- Instructions for the task -
Up to and including the line with "const query = ref('');", write out the listing from its first line, minus the pictures.

══════════════════════════════

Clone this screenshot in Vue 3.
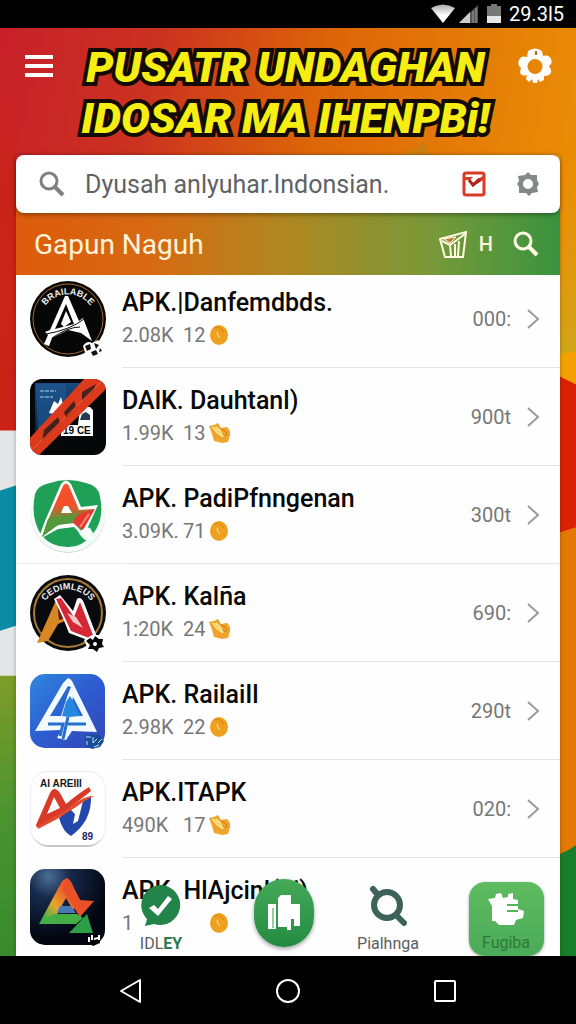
<script setup>
import { ref } from 'vue';

const query = ref('');

const apps = [
  { icon: 'arch', name: 'APK.|Danfemdbds.', size: '2.08K', count: '12', mark: 'coin', value: '000:' },
  { icon: 'ribbon', name: 'DAlK. Dauhtanl)', size: '1.99K', count: '13', mark: 'hand', value: '900t' },
  { icon: 'leaf', name: 'APK. PadiPfnngenan', size: '3.09K.', count: '71', mark: 'coin', value: '300t', wide: true },
  { icon: 'flame', name: 'APK. Kalña', size: '1:20K', count: '24', mark: 'hand', value: '690:' },
  { icon: 'delta', name: 'APK. RailaiIl', size: '2.98K', count: '22', mark: 'coin', value: '290t' },
  { icon: 'paper', name: 'APK.ITAPK', size: '490K', count: '17', mark: 'hand', value: '020:' },
  { icon: 'night', name: 'APK. HlAjcinl(di)', size: '1', count: '', mark: 'coin', value: '' },
];
</script>

<template>
  <div class="screen">
    <div class="status">
      <svg width="24" height="20" viewBox="0 0 24 20"><defs><linearGradient id="wifi" x2="0" y2="1"><stop stop-color="#aaa" /><stop offset=".6" stop-color="#fff" /></linearGradient></defs><path d="M0 4Q12-3 24 4L12 19Z" fill="url(#wifi)" /></svg>
      <svg width="20" height="20" viewBox="0 0 20 20"><path d="M0 19L19 1V19Z" fill="#555" /><path d="M0 19L11 8V19Z" fill="#ccc" /><path d="M14 7V19M17 4V19" stroke="#999" /></svg>
      <svg class="status__battery" width="14" height="20" viewBox="0 0 14 20"><path d="M0 2H4V0H10V2H14V19H0Z" fill="#777" /><path d="M0 12H14V19H0Z" fill="#e6e6e6" /></svg>
      <span>29.3l5</span>
    </div>

    <main class="page">
      <svg class="page__backdrop" viewBox="0 0 576 927" preserveAspectRatio="none" aria-hidden="true">
        <defs>
          <linearGradient id="sky" x1="0" y1="0" x2="1" y2=".35">
            <stop stop-color="#c7202a" />
            <stop offset=".25" stop-color="#cb3220" />
            <stop offset=".52" stop-color="#dd6608" />
            <stop offset="1" stop-color="#ec9405" />
          </linearGradient>
          <linearGradient id="brick" x2="0" y2="1"><stop stop-color="#c92318" stop-opacity="0" /><stop offset=".3" stop-color="#c92318" /><stop offset="1" stop-color="#cc2216" /></linearGradient>
          <linearGradient id="grass" x2="0" y2="1"><stop stop-color="#7f9c28" /><stop offset=".5" stop-color="#4a9430" /><stop offset="1" stop-color="#398a2c" /></linearGradient>
          <linearGradient id="mustard" x2="0" y2="1"><stop stop-color="#e8940a" stop-opacity="0" /><stop offset="1" stop-color="#cfa51a" /></linearGradient>
        </defs>
        <rect width="576" height="927" fill="url(#sky)" />
        <path d="M400 128Q415 122 425 112L430 128Z" fill="#b8841b" opacity=".5" />
        <path d="M0 60H16V402H0Z" fill="url(#brick)" />
        <path d="M0 402H16V927H0Z" fill="#e3e5e7" />
        <path d="M0 462L16 457V597L0 602Z" fill="#0b8ca4" />
        <path d="M0 647H16V927H0Z" fill="url(#grass)" />
        <path d="M560 130H576V326H560Z" fill="url(#mustard)" />
        <path d="M560 326L576 322V500H560Z" fill="#f4a000" />
        <path d="M560 348L576 356V499L560 504Z" fill="#d92203" />
        <path d="M560 504L576 499V820L560 826Z" fill="#e47a05" />
        <path d="M560 825Q568 822 576 816V927H560Z" fill="#177f2b" />
      </svg>

      <header class="banner">
        <button class="plain" type="button" aria-label="Menu">
          <svg width="28" height="22" viewBox="0 0 28 22"><path d="M0 2H28M0 11H28M0 20H28" stroke="#fff" stroke-width="4" /></svg>
        </button>
        <h1 class="banner__title">PUSATR UNDAGHAN<br>IDOSAR MA IHENPBi!</h1>
        <button class="plain" type="button" aria-label="Settings">
          <svg width="34" height="36" viewBox="0 0 34 36"><path fill="#fff" fill-rule="evenodd" d="M10 3Q17-2 24 3L25 8Q31 6 33 11Q35 16 31 18L33 22Q34 27 28 28L26 28V32L22 34L20 31L19 35H15L14 31L11 34L8 31L9 27Q3 29 2 24L3 20Q-1 17 1 12Q3 7 9 9ZM17 11A7 7 0 1 0 17 26A7 7 0 1 0 17 11Z" /><path d="M18 3V7" stroke="#c60" stroke-width="2" /></svg>
        </button>
      </header>

      <section class="panel">
        <form class="search" @submit.prevent>
          <svg width="26" height="26" viewBox="0 0 26 26" fill="none" stroke="#808080" stroke-width="3"><circle cx="10" cy="10" r="8" /><path d="M16 16L24 24" stroke-width="4" /></svg>
          <input v-model="query" type="search" aria-label="Search" placeholder="Dyusah anlyuhar.Indonsian.">
          <button class="plain" type="button" aria-label="Saved">
            <svg width="24" height="26" viewBox="0 0 24 26"><rect x="2" y="2" width="20" height="22" rx="2" fill="#fff" stroke="#d63b2a" stroke-width="3" /><path d="M3 6H11L8 9H3ZM14 9L21 5V9L15 13Z" fill="#d63b2a" /><path d="M7 9L11 14L18 8" fill="none" stroke="#b0221a" stroke-width="3" /></svg>
          </button>
          <button class="plain" type="button" aria-label="Options">
            <svg width="22" height="24" viewBox="0 0 22 24"><path fill="#858788" fill-rule="evenodd" d="M8 3L11 0L14 3L20 3L20 8L22 12L20 15L21 20L15 21L12 24L9 21L2 21L2 15L0 12L2 9L1 4ZM11 7A5 5 0 1 0 11 17A5 5 0 1 0 11 7Z" /></svg>
          </button>
        </form>

        <div class="bar">
          <h2 class="bar__title">Gapun Naguh</h2>
          <button class="plain" type="button" aria-label="Basket">
            <svg width="28" height="28" viewBox="0 0 28 28" fill="none" stroke="#fff9df" stroke-width="2"><path d="M1 9L27 2L24 27H6Z" /><path d="M5 9L17 7L11 13Z" fill="#b97b29" stroke-width="1" /><path d="M3 11L11 15L26 4M11 15L12 26M16 14V26M20 11L19 26" /></svg>
          </button>
          <span class="bar__mark">H</span>
          <button class="plain" type="button" aria-label="Find">
            <svg width="26" height="26" viewBox="0 0 26 26" fill="none" stroke="#fff9e8" stroke-width="3"><circle cx="10" cy="10" r="8" /><path d="M16 16L24 24" stroke-width="4" /></svg>
          </button>
        </div>

        <ul class="list">
          <li v-for="app in apps" :key="app.icon">
            <a class="row" :class="{ 'row--wide': app.wide }" href="#">
              <svg class="row__icon" width="76" height="76" viewBox="0 0 76 76">
                <template v-if="app.icon === 'arch'">
                  <defs><path id="arc1" d="M12 31A28 28 0 0 1 64 31" /></defs>
                  <circle cx="38" cy="38" r="38" fill="#070707" />
                  <circle cx="38" cy="38" r="35" fill="none" stroke="#a5692c" />
                  <text class="emblem"><textPath href="#arc1" startOffset="50%" text-anchor="middle">BRAILABLE</textPath></text>
                  <path fill="#fff" fill-rule="evenodd" d="M35 15H38L49 40L53 37L62 60L51 52L38 49L22 57L19 65L14 63L18 54L15 51L20 49ZM36 23L25 48L44 43ZM36 30L41 41L34 46L31 43Z" />
                  <path d="M16 53Q40 49 54 38M22 57Q38 46 50 46" fill="none" stroke="#070707" />
                  <path d="M53 65Q57 59 62 62L68 59L73 65L72 74L65 75L60 77L56 74Z" fill="#fff" />
                  <path d="M55 65L60 63L61 68L57 70ZM64 62L69 64L66 68ZM61 71L66 69L68 73L63 75ZM70 67L72 70L69 71Z" fill="#111" />
                </template>
                <template v-else-if="app.icon === 'ribbon'">
                  <defs>
                    <clipPath id="tile"><rect width="76" height="76" rx="12" /></clipPath>
                    <linearGradient id="blue" x2="0" y2="1"><stop stop-color="#164b80" /><stop offset="1" stop-color="#071a35" /></linearGradient>
                  </defs>
                  <g clip-path="url(#tile)">
                    <rect width="76" height="76" fill="#050709" />
                    <path d="M5 4H56V26L8 60L5 56Z" fill="url(#blue)" />
                    <path d="M6 8Q6 5 9 5H36V35L8 56Z" fill="#1e5790" opacity=".7" />
                    <path d="M10 12H26M10 18H23" stroke="#bad2e8" stroke-dasharray="4 1" />
                    <path d="M19 34L24 22L28 25L31 18L33 25L37 22V30L29 36Z" fill="#fff" />
                    <path d="M50 28H60L63 31V57H31V46H48Z" fill="#fff" />
                    <path d="M52 35L56 33L60 36V41H50Z" fill="#26395a" />
                    <text x="33" y="55" class="tiny" fill="#050505">19 CE</text>
                    <path d="M54 0H76V10L9 76H0V59Z" fill="#dc3a1d" />
                    <path d="M14 51L28 38L30 44L12 62ZM34 33L44 22L46 28L36 39ZM52 13L66 5L63 12L52 22Z" fill="#4a201e" />
                    <path d="M3 70L74 0" stroke="#f45b31" />
                  </g>
                </template>
                <template v-else-if="app.icon === 'leaf'">
                  <defs>
                    <linearGradient id="leafA" x2="0" y2="1"><stop offset=".4" stop-color="#f4502c" /><stop offset=".65" stop-color="#659138" /><stop offset="1" stop-color="#29a357" /></linearGradient>
                  </defs>
                  <circle cx="38" cy="39" r="37" fill="#d5dcda" />
                  <circle cx="38" cy="38" r="37" fill="#f5fbf8" />
                  <path d="M5 17Q8 8 20 6Q37 0 56 6Q69 9 70 20Q75 43 62 58Q51 71 37 70Q22 70 12 59Q0 42 5 17Z" fill="#20a057" />
                  <path d="M8 63L15 44L31 7Q36 0 41 7L51 30L68 28L58 50L64 62Q56 66 49 55L44 50L28 52Z" fill="#fff" />
                  <path d="M12 60L18 43L33 9Q36 4 39 9L49 33L64 32L56 44L51 54L44 46L28 48Z" fill="url(#leafA)" />
                  <path d="M46 38L65 32L53 53L43 46Z" fill="#e3392f" />
                  <path d="M18 42L50 37L40 45Q26 46 12 60Z" fill="#55983a" />
                  <path d="M31 36L34 29L38 29L42 36Z" fill="#fff" />
                  <path d="M48 52Q53 64 64 65M59 51L65 61" stroke="#e8fff2" stroke-width="2" fill="none" />
                  <path d="M50 50L59 37" stroke="#fb8b75" stroke-width="2" />
                </template>
                <template v-else-if="app.icon === 'flame'">
                  <defs><path id="arc2" d="M14 28A28 28 0 0 1 62 28" /></defs>
                  <circle cx="38" cy="38" r="38" fill="#090a0e" />
                  <circle cx="38" cy="38" r="34" fill="none" stroke="#a77b35" stroke-width="2" />
                  <text class="emblem"><textPath href="#arc2" startOffset="50%" text-anchor="middle">CEDIMLEUS</textPath></text>
                  <path d="M27 23L7 68L18 66L28 49L37 45Z" fill="#d98725" />
                  <path d="M27 26L37 43L29 45Z" fill="#5a1e1a" />
                  <path d="M24 24L30 20L43 36L47 24Q51 21 54 28L67 62L63 67L39 58L33 43Z" fill="#fff" />
                  <path d="M26 24L31 23L44 42L50 27L63 60L59 63L41 56Z" fill="#d52735" />
                  <path d="M37 38L46 42L53 53L43 47Z" fill="#f5c8c5" />
                  <path d="M54 65L62 60L70 60L76 68L73 76L59 77Z" fill="#fff" />
                  <path d="M56 66L60 63L63 65L65 61L69 64L73 64L72 69L74 72L69 73L67 77L63 74L58 74L60 70Z" fill="#080808" />
                  <circle cx="65" cy="69" r="2" fill="#fff" />
                </template>
                <template v-else-if="app.icon === 'delta'">
                  <defs><linearGradient id="royal" x1="1" y1="1" x2="0"><stop stop-color="#3346b5" /><stop offset=".5" stop-color="#2d5cd1" /><stop offset="1" stop-color="#3187de" /></linearGradient></defs>
                  <rect y="1" width="75" height="74" rx="15" fill="url(#royal)" />
                  <path fill="#f1faff" d="M38 5Q41 5 44 12L67 59L42 58L36 67L27 65L31 57L5 58L33 10Z" />
                  <path d="M38 13L20 43H31L38 21L41 14ZM43 24L39 43H53Z" fill="#2b66d2" />
                  <path d="M36 29L40 23L43 28L50 43L39 44L32 43Z" fill="#2486df" />
                  <path d="M18 51H33L30 63M38 44L33 66M38 51H56" fill="none" stroke="#2670cf" stroke-width="3" />
                  <path d="M55 64L61 61L70 62L74 68L70 74L62 76L55 72Z" fill="#174e9c" />
                  <path d="M56 64H61M57 68V72M63 64V70L67 66M68 70L72 66M64 74L69 72" stroke="#bfe3ff" fill="none" />
                </template>
                <template v-else-if="app.icon === 'paper'">
                  <rect x="1" y="3" width="74" height="73" rx="18" fill="#c3c5c6" />
                  <rect width="76" height="74" rx="18" fill="#f0f0f0" />
                  <rect x="1" y="1" width="74" height="73" rx="17" fill="#fff" />
                  <text x="10" y="16" class="heading">AI AREIII</text>
                  <path d="M29 47L40 38L45 43L43 53L48 50L53 30L61 25Q62 50 41 65Q33 61 29 47Z" fill="#2447ac" />
                  <path fill="#d93a27" fill-rule="evenodd" d="M6 54L20 22Q24 14 30 22L36 33Q49 22 59 16L61 20L36 40Q22 47 7 57ZM24 26L17 43L30 37Z" />
                  <path d="M9 54Q36 40 42 35Q55 24 64 25Q55 29 46 36L27 48L8 58Z" fill="#e24a2d" />
                  <text x="52" y="69" class="tiny" fill="#1b2766">89</text>
                </template>
                <template v-else>
                  <defs>
                    <radialGradient id="dusk" cx=".25" cy=".1" r=".8"><stop stop-color="#4b6e98" /><stop offset=".35" stop-color="#172a4c" /><stop offset="1" stop-color="#030611" /></radialGradient>
                    <linearGradient id="warm" x1="1" y1="0" x2="0" y2="1"><stop offset=".3" stop-color="#ec5828" /><stop offset=".6" stop-color="#e5a62d" /><stop offset=".9" stop-color="#31b34a" /></linearGradient>
                  </defs>
                  <rect width="75" height="76" rx="15" fill="url(#dusk)" />
                  <path d="M9 55L31 14Q36 6 41 14L51 33L43 41L36 29L24 51Z" fill="url(#warm)" />
                  <path d="M36 9Q40 9 43 17L50 31L64 32L50 48L33 22Z" fill="#eb5128" />
                  <path d="M30 37H41L46 44H27Z" fill="#4779b7" />
                  <path d="M9 55L24 45H47L53 49L46 55Z" fill="#45ad45" />
                  <path d="M39 64L57 45L63 64Z" fill="#2d9e47" />
                  <path d="M58 68L65 66L70 68V74L63 77L59 74Z" fill="#000" />
                  <path d="M59 68V73M62 66V71M64 70L68 69M69 66V71" stroke="#fff" stroke-width="2" />
                </template>
              </svg>
              <span class="row__body">
                <span class="row__text">
                  <span class="row__name">{{ app.name }}</span>
                  <span class="row__meta">
                    <span class="row__size">{{ app.size }}</span>
                    <span class="row__count">{{ app.count }}</span>
                    <svg v-if="app.mark === 'coin'" width="20" height="22" viewBox="0 0 20 22"><ellipse cx="10" cy="11" rx="9" ry="10" fill="#eea020" /><path d="M5 4Q12 2 15 8" fill="none" stroke="#d98112" /><path d="M8 8L9 12L11 14" fill="none" stroke="#fff0a0" /></svg>
                    <svg v-else width="22" height="22" viewBox="0 0 22 22"><path d="M0 4L5 3L9 1L12 6L18 5Q22 9 21 13L19 20L13 21L5 19L3 12Z" fill="#f0a32d" /><path d="M3 5L8 11L14 15L11 8L7 5" fill="#fbd46c" stroke="#fff1ae" /><path d="M12 7Q18 9 18 12L15 14" fill="none" stroke="#cf7c17" /></svg>
                  </span>
                </span>
                <template v-if="app.value">
                  <span class="row__value">{{ app.value }}</span>
                  <svg width="14" height="20" viewBox="0 0 14 20"><path d="M2 1L12 10L2 19" fill="none" stroke="#9b9b9b" stroke-width="2" /></svg>
                </template>
              </span>
            </a>
          </li>
        </ul>

        <nav class="tabs">
          <a class="tab" href="#">
            <svg width="40" height="42" viewBox="0 0 40 42"><path d="M20 0A20 20 0 1 1 13 39L4 41L6 34A20 20 0 0 1 20 0Z" fill="#238449" /><path d="M8 23L13 20L17 24L27 11L31 14L17 31Z" fill="#fff" /></svg>
            <span class="tab__label">IDL<b>EY</b></span>
          </a>
          <a class="tab tab--round" href="#" aria-label="Library">
            <svg width="34" height="38" viewBox="0 0 34 38"><path d="M1 10H9V35H1ZM11 4L14 1H24V10H33V32H27V25H24V36H20V33H11Z" fill="#fff" /><path d="M6 14V34" stroke="#2d9649" /></svg>
          </a>
          <a class="tab" href="#">
            <svg width="38" height="42" viewBox="0 0 38 42" fill="none" stroke="#3c6259"><circle cx="18" cy="20" r="13" stroke-width="6" /><path d="M4 4L9 10M27 30L35 38" stroke-width="6" stroke-linecap="round" /></svg>
            <span class="tab__label">Pialhnga</span>
          </a>
          <a class="tab tab--active" href="#">
            <svg width="38" height="34" viewBox="0 0 38 34"><path d="M1 7L8 6L9 2L14 1L16 6L21 5V2L26 1V7L31 8V17L37 19L36 26L29 28L27 33L12 33L8 29L5 29V14Z" fill="#fff" /><path d="M20 13H31M20 19H31" stroke="#55b35c" stroke-width="2" /></svg>
            <span class="tab__label">Fugiba</span>
          </a>
        </nav>
      </section>
    </main>

    <nav class="system">
      <button class="plain" type="button" aria-label="Back"><svg width="24" height="26" viewBox="0 0 24 26"><path d="M21 2V24L2 13Z" fill="none" stroke="#fff" stroke-width="2" stroke-linejoin="round" /></svg></button>
      <button class="plain" type="button" aria-label="Home"><svg width="24" height="26" viewBox="0 0 24 26"><circle cx="12" cy="13" r="11" fill="none" stroke="#fff" stroke-width="2" /></svg></button>
      <button class="plain" type="button" aria-label="Recent"><svg width="24" height="26" viewBox="0 0 24 26"><rect x="2" y="3" width="20" height="20" rx="1" fill="none" stroke="#fff" stroke-width="2" /></svg></button>
    </nav>
  </div>
</template>

<style>
body {
  margin: 0;
  background: #000;
}
</style>

<style scoped>
.screen {
  display: flex;
  flex-direction: column;
  min-height: 100vh;
  font-family: Roboto, "Liberation Sans", sans-serif;
  background: #000;
}

svg {
  display: block;
  flex: none;
}

.plain {
  padding: 0;
  border: 0;
  background: none;
  cursor: pointer;
}

.status {
  display: flex;
  align-items: center;
  justify-content: flex-end;
  gap: 4px;
  height: 28px;
  padding-right: 12px;
  color: #fff;
  font-size: 20px;
}

.status__battery {
  margin: 0 4px;
}

.page {
  position: relative;
  flex: 1;
  display: flex;
  flex-direction: column;
}

.page__backdrop {
  position: absolute;
  inset: 0;
  width: 100%;
  height: 100%;
}

.banner {
  position: relative;
  display: flex;
  align-items: flex-start;
  justify-content: space-between;
  padding: 14px 24px 11px 25px;
}

.banner .plain {
  display: flex;
  align-items: center;
  height: 48px;
}

.banner__title {
  margin: 0;
  color: #f6ee13;
  font-size: 43px;
  font-style: italic;
  font-weight: 900;
  line-height: 51px;
  text-align: center;
  white-space: nowrap;
  -webkit-text-stroke: 8px #130b02;
  paint-order: stroke fill;
}

.panel {
  position: relative;
  flex: 1;
  display: flex;
  flex-direction: column;
  margin: 0 16px;
  box-shadow: 0 0 4px rgba(0, 0, 0, 0.3);
}

.search {
  position: relative;
  z-index: 1;
  display: flex;
  align-items: center;
  height: 58px;
  padding: 0 21px 0 23px;
  border-radius: 8px;
  background: #fff;
  box-shadow: 0 2px 4px rgba(0, 0, 0, 0.35);
}

.search input {
  flex: 1;
  min-width: 0;
  height: 40px;
  margin-left: 20px;
  padding: 0;
  border: 0;
  outline: 0;
  background: none;
  color: #5f6264;
  font: 25px Roboto, sans-serif;
}

.search input::placeholder {
  color: #5f6264;
  opacity: 1;
}

.search .plain + .plain {
  margin-left: 31px;
}

.bar {
  display: flex;
  align-items: center;
  height: 62px;
  margin-top: -8px;
  padding: 8px 21px 0 18px;
  box-sizing: content-box;
  background: linear-gradient(90deg, #dd5b0c, #d76a12 25%, #b08721 50%, #74993a 78%, #39933e);
  color: #fff4d9;
}

.bar__title {
  flex: 1;
  margin: 0;
  font-size: 28px;
  font-weight: 400;
}

.bar__mark {
  margin: 0 20px 0 12px;
  font-size: 20px;
  font-weight: 500;
}

.list {
  flex: 1;
  margin: 0;
  padding: 0;
  list-style: none;
  background: #fefefe;
}

.list li:first-child {
  margin-top: -5px;
}

.row {
  display: flex;
  align-items: center;
  gap: 16px;
  height: 98px;
  padding-left: 14px;
  color: #080808;
  text-decoration: none;
}

.row--wide {
  box-shadow: inset 0 -1px #ececec;
}

.row__icon {
  overflow: visible;
}

.row__body {
  flex: 1;
  display: flex;
  align-items: center;
  gap: 15px;
  height: 97px;
  padding-right: 20px;
  border-bottom: 1px solid #e4e4e4;
}

.list li:last-child .row__body {
  border-color: transparent;
}

.row__text {
  flex: 1;
}

.row__name {
  display: block;
  font-size: 25px;
  font-weight: 500;
  line-height: 32px;
  white-space: pre;
}

.row__meta {
  display: flex;
  align-items: center;
  height: 32px;
  color: #777;
  font-size: 20px;
}

.row__size {
  width: 61px;
}

.row__count {
  width: 26px;
}

.row__value {
  color: #777;
  font-size: 20px;
}

.emblem {
  fill: #eee;
  font: bold 9px "Liberation Sans", sans-serif;
}

.tiny {
  font: bold 10px "Liberation Sans", sans-serif;
}

.heading {
  fill: #171717;
  font: bold 10px "Liberation Sans", sans-serif;
}

.tabs {
  position: absolute;
  right: 0;
  bottom: 0;
  left: 62px;
  display: grid;
  grid-template-columns: 166fr 80fr 128fr 108fr;
  align-items: end;
  justify-items: center;
}

.tab {
  display: flex;
  flex-direction: column;
  align-items: center;
  gap: 7px;
  padding-bottom: 2px;
  color: #59605e;
  text-decoration: none;
}

.tab__label {
  font-size: 16px;
  line-height: 20px;
}

.tab__label b {
  color: #2b7950;
}

.tab--round {
  justify-content: center;
  width: 60px;
  height: 68px;
  margin-bottom: 9px;
  padding: 0;
  border-radius: 30px;
  background: linear-gradient(#45a958, #238b42);
  box-shadow: 0 2px 4px rgba(0, 0, 0, 0.35);
}

.tab--active {
  box-sizing: border-box;
  width: 75px;
  height: 74px;
  padding-top: 10px;
  border-radius: 16px;
  background: linear-gradient(#5fbb60, #4aab58);
  box-shadow: 0 1px 3px rgba(0, 0, 0, 0.4);
  color: #2b793c;
}

.system {
  position: relative;
  display: flex;
  align-items: center;
  justify-content: center;
  gap: 133px;
  height: 69px;
  background: #000;
}
</style>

══════════════════════════════

- Exercise result -
Clone this screenshot in Vue 3.
<script setup>
import { ref } from 'vue';

const query = ref('');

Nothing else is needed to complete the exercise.